** START OF Record list **

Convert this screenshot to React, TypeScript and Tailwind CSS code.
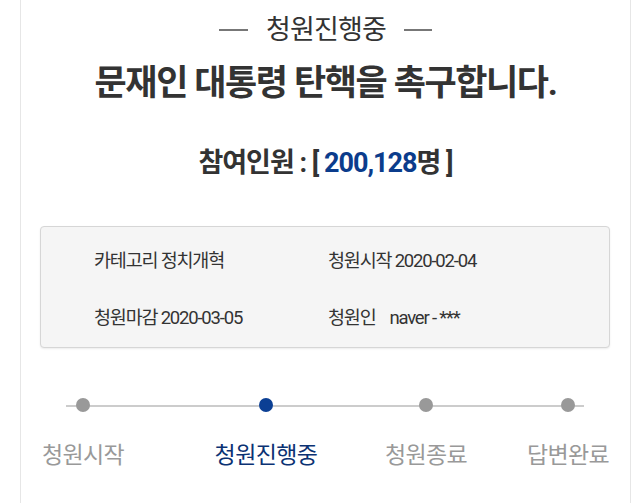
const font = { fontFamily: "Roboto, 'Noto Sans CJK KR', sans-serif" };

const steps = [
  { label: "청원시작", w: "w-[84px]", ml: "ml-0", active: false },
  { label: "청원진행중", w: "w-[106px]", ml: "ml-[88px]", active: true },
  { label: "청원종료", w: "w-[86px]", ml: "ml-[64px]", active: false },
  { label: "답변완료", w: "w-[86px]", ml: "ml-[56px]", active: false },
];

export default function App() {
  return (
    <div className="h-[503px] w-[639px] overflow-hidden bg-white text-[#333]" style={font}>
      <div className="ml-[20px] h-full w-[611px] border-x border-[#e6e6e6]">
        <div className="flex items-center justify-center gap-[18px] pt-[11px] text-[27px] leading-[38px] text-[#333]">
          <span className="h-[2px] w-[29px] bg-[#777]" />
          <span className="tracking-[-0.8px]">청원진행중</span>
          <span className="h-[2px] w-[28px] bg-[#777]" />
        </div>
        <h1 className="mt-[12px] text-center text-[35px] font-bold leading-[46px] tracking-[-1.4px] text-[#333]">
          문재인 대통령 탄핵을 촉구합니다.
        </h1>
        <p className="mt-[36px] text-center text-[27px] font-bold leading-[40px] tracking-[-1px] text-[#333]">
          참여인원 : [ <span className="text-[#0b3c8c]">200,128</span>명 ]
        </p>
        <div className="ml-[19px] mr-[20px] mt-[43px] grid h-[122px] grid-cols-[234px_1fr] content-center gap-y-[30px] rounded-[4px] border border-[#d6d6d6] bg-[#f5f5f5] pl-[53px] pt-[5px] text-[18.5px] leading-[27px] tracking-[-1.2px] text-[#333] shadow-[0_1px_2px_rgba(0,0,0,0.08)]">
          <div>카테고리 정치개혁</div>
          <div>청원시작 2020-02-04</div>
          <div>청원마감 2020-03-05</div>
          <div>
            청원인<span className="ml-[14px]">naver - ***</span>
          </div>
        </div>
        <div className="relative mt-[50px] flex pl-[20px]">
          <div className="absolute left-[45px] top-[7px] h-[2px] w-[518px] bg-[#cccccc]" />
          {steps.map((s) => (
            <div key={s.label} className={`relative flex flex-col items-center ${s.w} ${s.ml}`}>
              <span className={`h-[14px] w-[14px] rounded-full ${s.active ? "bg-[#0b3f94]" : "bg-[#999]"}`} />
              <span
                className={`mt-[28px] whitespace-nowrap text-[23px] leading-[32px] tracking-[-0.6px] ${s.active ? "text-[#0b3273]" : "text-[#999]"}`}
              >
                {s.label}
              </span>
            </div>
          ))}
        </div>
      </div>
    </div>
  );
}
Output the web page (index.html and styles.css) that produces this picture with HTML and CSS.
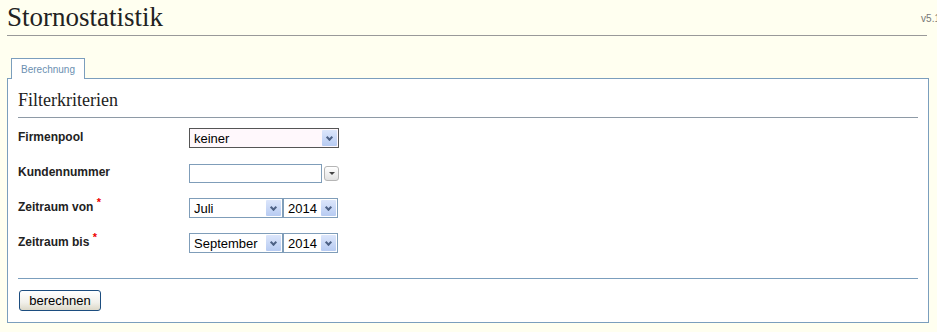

** END OF Record list **

### Instruction
Print out the material word for word, omitting the pictures.

### Response to this exercise
Convert this screenshot to React, TypeScript and Tailwind CSS code.
const font = { fontFamily: "Roboto, 'Noto Sans CJK KR', sans-serif" };

const steps = [
  { label: "청원시작", w: "w-[84px]", ml: "ml-0", active: false },
  { label: "청원진행중", w: "w-[106px]", ml: "ml-[88px]", active: true },
  { label: "청원종료", w: "w-[86px]", ml: "ml-[64px]", active: false },
  { label: "답변완료", w: "w-[86px]", ml: "ml-[56px]", active: false },
];

export default function App() {
  return (
    <div className="h-[503px] w-[639px] overflow-hidden bg-white text-[#333]" style={font}>
      <div className="ml-[20px] h-full w-[611px] border-x border-[#e6e6e6]">
        <div className="flex items-center justify-center gap-[18px] pt-[11px] text-[27px] leading-[38px] text-[#333]">
          <span className="h-[2px] w-[29px] bg-[#777]" />
          <span className="tracking-[-0.8px]">청원진행중</span>
          <span className="h-[2px] w-[28px] bg-[#777]" />
        </div>
        <h1 className="mt-[12px] text-center text-[35px] font-bold leading-[46px] tracking-[-1.4px] text-[#333]">
          문재인 대통령 탄핵을 촉구합니다.
        </h1>
        <p className="mt-[36px] text-center text-[27px] font-bold leading-[40px] tracking-[-1px] text-[#333]">
          참여인원 : [ <span className="text-[#0b3c8c]">200,128</span>명 ]
        </p>
        <div className="ml-[19px] mr-[20px] mt-[43px] grid h-[122px] grid-cols-[234px_1fr] content-center gap-y-[30px] rounded-[4px] border border-[#d6d6d6] bg-[#f5f5f5] pl-[53px] pt-[5px] text-[18.5px] leading-[27px] tracking-[-1.2px] text-[#333] shadow-[0_1px_2px_rgba(0,0,0,0.08)]">
          <div>카테고리 정치개혁</div>
          <div>청원시작 2020-02-04</div>
          <div>청원마감 2020-03-05</div>
          <div>
            청원인<span className="ml-[14px]">naver - ***</span>
          </div>
        </div>
        <div className="relative mt-[50px] flex pl-[20px]">
          <div className="absolute left-[45px] top-[7px] h-[2px] w-[518px] bg-[#cccccc]" />
          {steps.map((s) => (
            <div key={s.label} className={`relative flex flex-col items-center ${s.w} ${s.ml}`}>
              <span className={`h-[14px] w-[14px] rounded-full ${s.active ? "bg-[#0b3f94]" : "bg-[#999]"}`} />
              <span
                className={`mt-[28px] whitespace-nowrap text-[23px] leading-[32px] tracking-[-0.6px] ${s.active ? "text-[#0b3273]" : "text-[#999]"}`}
              >
                {s.label}
              </span>
            </div>
          ))}
        </div>
      </div>
    </div>
  );
}
Output the web page (index.html and styles.css) that produces this picture with HTML and CSS.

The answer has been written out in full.